Adriana est venue de la campagne pour s'installer à Rome, où elle compte faire du cinéma et devenir célèbre. Pour l'instant elle enchaîne les petits emplois, les apparitions dans les publicités, et les aventures avec des hommes de toutes sortes...
"Je la connaissais bien" (initialement appelé "L'amour tel qu'il est" lors de sa première sortie en salle en France) est un peu le pendant féminin de "La Dolce Vita" : nous ne suivons pas un petit journaliste spécialisé dans les ragots, mais une jeune fille de la campagne qui se voit déjà vedette de cinéma. Au cours des années 50, l'Italie s'est reconstruite, la Rome des années 60 est plus propre et prospère que celle qu'on voyait, par exemple, dans "Bellissima" en 1953 : c'est une société dont la relative prospérité urbaine, celle de la Cinecitta, de la Fiat 500 et des scooters, des immeubles modernes bâties le long d'avenues bien rectilignes.
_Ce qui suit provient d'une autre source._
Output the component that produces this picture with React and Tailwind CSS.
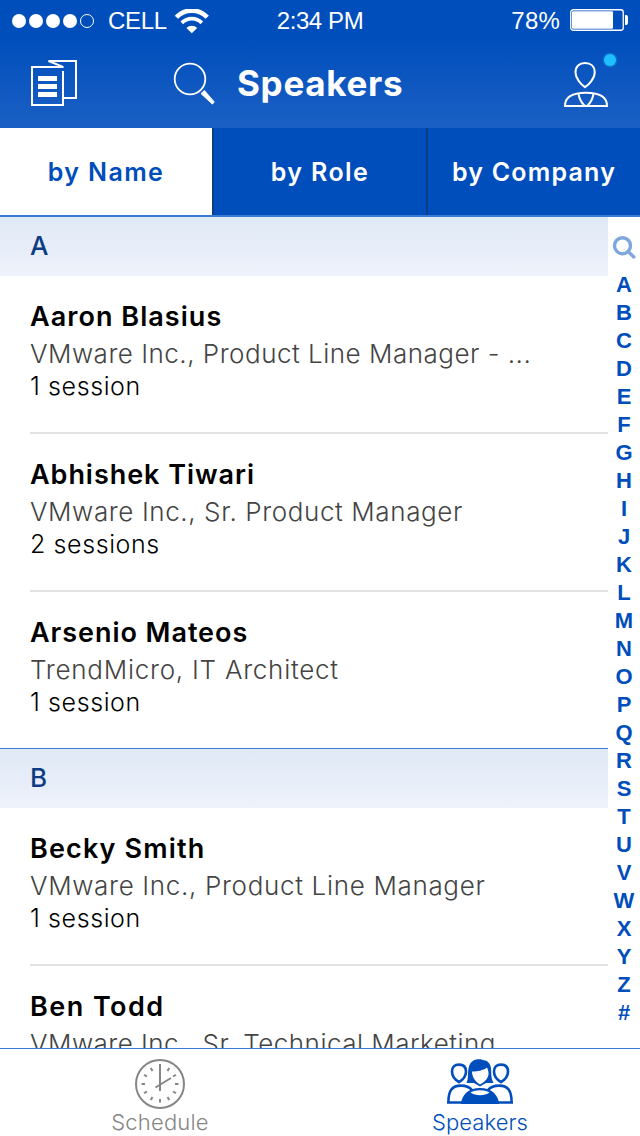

Mais c'est aussi une société qui derrière les satisfactions creuses et hédonistes de la société de consommation connaît une crise morale, crise morale, mal-être diffus exprimé dans "L'aventurra" et autres films d'Antiononi, et "La Dolce Vita". Une crise morale reflétée aussi par divers faits divers politico-médiatiques dont le plus fameux était l'affaire Wilma Montesi, scandale provoqué par la mort d'une jeune aspirante actrice dans des circonstances floues, impliquant le compositeur de musique de films Piero Piccioni, lui-même fils d'un ministre en activité, et divers notables... Une sorte de Dalhia Noir de l'après-guerre italienne...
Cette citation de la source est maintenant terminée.